First, chip area 10 of FIG. 1 is divided into a plurality of (three, in this case) frame regions 10a, 10b, and 10c each of which is covered by main deflection. Accordingly, widths of frame regions 10a to 10c are respectively determined by maximum deflection widths P1, P2, and P3 of a main deflection beam. Patterns in respective frames 10a to 10c are then divided into a plurality of subfield regions 11a, 11b,..., 12a, 12b,..., and 13a, 13b,...13h covered by subdeflection, as shown in FIG. 2. As is apparent from FIG. 2, since region 11 is completely included in frame region 10a, no problem is posed. In region 12, subfield region 12c is divided into two portions which are included in frames 10a and 10b, respectively, and divided portions of subfield region 12f are included in frames 10b and 10c, respectively.
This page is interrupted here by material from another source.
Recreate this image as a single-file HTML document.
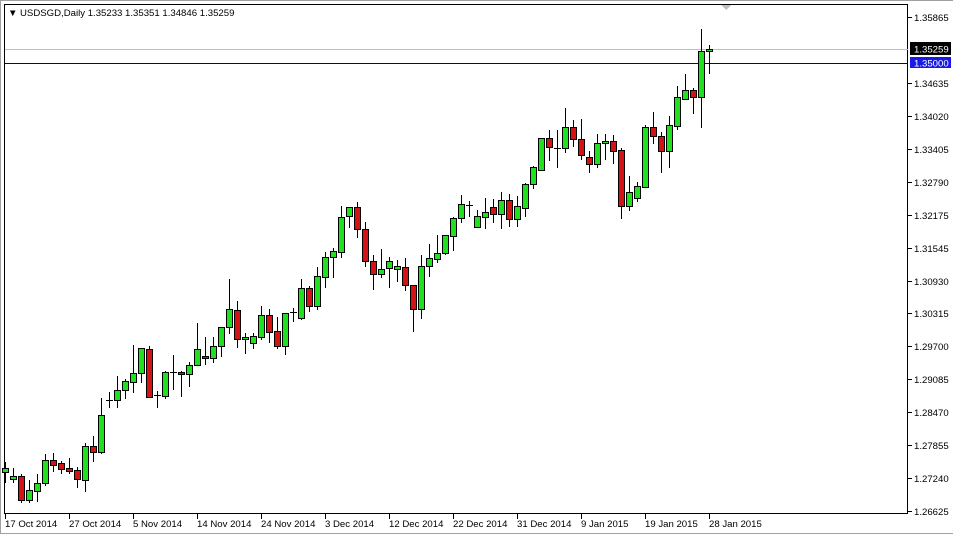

Accordingly, a pattern in subfield region 12c may be undesirably separated into frames 10aan 10b.
FIG. 3 shows an example of division of subfield region 10. In FIG. 3, a very fine pattern 15 with a width on the order of microns, which is included in subfield region 12c, is further divided into two patterns 15a and 15b on the order of submicrons, and processed as pattern data for frames 10a and 10b, respectively. It is very difficult to draw such a very fine pattern on the order of submicrons. Further, patterns 15a and 15b must be drawn independently to form single pattern 15, resulting in increases in the number of patterns to be drawn, the pattern drawing time, and the number of pattern data.
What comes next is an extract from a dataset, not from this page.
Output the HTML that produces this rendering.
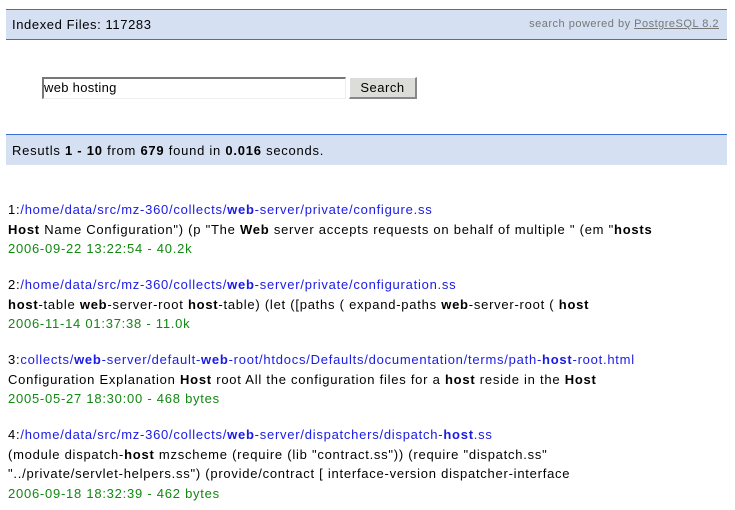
<!DOCTYPE html>
<html><head><meta charset="utf-8"><style>
*{margin:0;padding:0;box-sizing:border-box}
body{width:735px;height:510px;background:#fff;font-family:"Liberation Sans",sans-serif;font-size:13px;color:#000;position:relative;overflow:hidden;letter-spacing:0.75px}
.bar{position:absolute;left:6px;width:721px;background:#d5e0f2;border-top:1px solid #3a6fd8}
#top{top:9px;height:31px;border-bottom:1px solid #3a6fd8}
#top .l{position:absolute;left:6px;top:7px;font-size:13px;letter-spacing:0.6px}
#top .r{position:absolute;right:8px;top:8px;font-size:11px;color:#777;letter-spacing:0.5px}
#top .r u{color:#777}
#res{top:134px;height:31px}
#res span{position:absolute;left:6px;top:8px}
#inp{position:absolute;left:42px;top:77px;width:304px;height:22px;border:1px solid #888;border-right-color:#eee;border-bottom-color:#eee;border-top:2px solid #777;border-left:2px solid #777;padding-left:0;font-size:13px;line-height:18px;letter-spacing:0.3px}
#btn{position:absolute;left:349px;top:77px;width:68px;height:22px;background:#dcdcd8;border:1px solid #fff;border-right:2px solid #888;border-bottom:2px solid #888;text-align:center;line-height:19px;font-size:13px;letter-spacing:0.5px}
.blk{position:absolute;left:8px;line-height:19.5px;white-space:nowrap}
.blk a{color:#1a1ae6;text-decoration:none}
.g{color:#118811}
</style></head><body>
<div class="bar" id="top"><span class="l">Indexed Files: 117283</span><span class="r">search powered by <u>PostgreSQL 8.2</u></span></div>
<div id="inp">web hosting</div>
<div id="btn">Search</div>
<div class="bar" id="res"><span>Resutls <b>1 - 10</b> from <b>679</b> found in <b>0.016</b> seconds.</span></div>
<div class="blk" style="top:200px">1:<a>/home/data/src/mz-360/collects/<b>web</b>-server/private/configure.ss</a><br><b>Host</b> Name Configuration") (p "The <b>Web</b> server accepts requests on behalf of multiple " (em "<b>hosts</b><br><span class="g">2006-09-22 13:22:54 - 40.2k</span></div>
<div class="blk" style="top:275px">2:<a>/home/data/src/mz-360/collects/<b>web</b>-server/private/configuration.ss</a><br><b>host</b>-table <b>web</b>-server-root <b>host</b>-table) (let ([paths ( expand-paths <b>web</b>-server-root ( <b>host</b><br><span class="g">2006-11-14 01:37:38 - 11.0k</span></div>
<div class="blk" style="top:350px">3:<a>collects/<b>web</b>-server/default-<b>web</b>-root/htdocs/Defaults/documentation/terms/path-<b>host</b>-root.html</a><br>Configuration Explanation <b>Host</b> root All the configuration files for a <b>host</b> reside in the <b>Host</b><br><span class="g">2005-05-27 18:30:00 - 468 bytes</span></div>
<div class="blk" style="top:425px">4:<a>/home/data/src/mz-360/collects/<b>web</b>-server/dispatchers/dispatch-<b>host</b>.ss</a><br>(module dispatch-<b>host</b> mzscheme (require (lib "contract.ss")) (require "dispatch.ss"<br>"../private/servlet-helpers.ss") (provide/contract [ interface-version dispatcher-interface<br><span class="g">2006-09-18 18:32:39 - 462 bytes</span></div>
</body></html>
In pattern region 13, as shown in FIG. 4, an identical pattern is repeated in four subfields 13e to 13h. However, pattern 13e-1 in subfield 13e is to be processed as two patterns by frame division. Although four identical patterns are present in the pattern region 13, three identical patterns in subfields 13f to 13h and another pattern in subfield 13e should be processed in frame 10c.
As described above, with the prior art method, when identical patterns are repeatedly drawn with a beam by a double deflection system, regularity of pattern repetition is lost near the frame boundaries. Therefore, pseudo micropatterns on the order of submicrons are formed to make it impossible or difficult to perform precise drawing processing. In addition, the number of drawing figures, the drawing time, and the number of pattern data are increased due to defective frame division of the pattern.
Rapid advances in ICs are expected to lead to micropatterning and an increase in the number of chip patterns in ICs and in time required for processing. Therefore, the above problems typically occur to make it difficult to improve the drawing throughput of a drawing apparatus with an electron beam.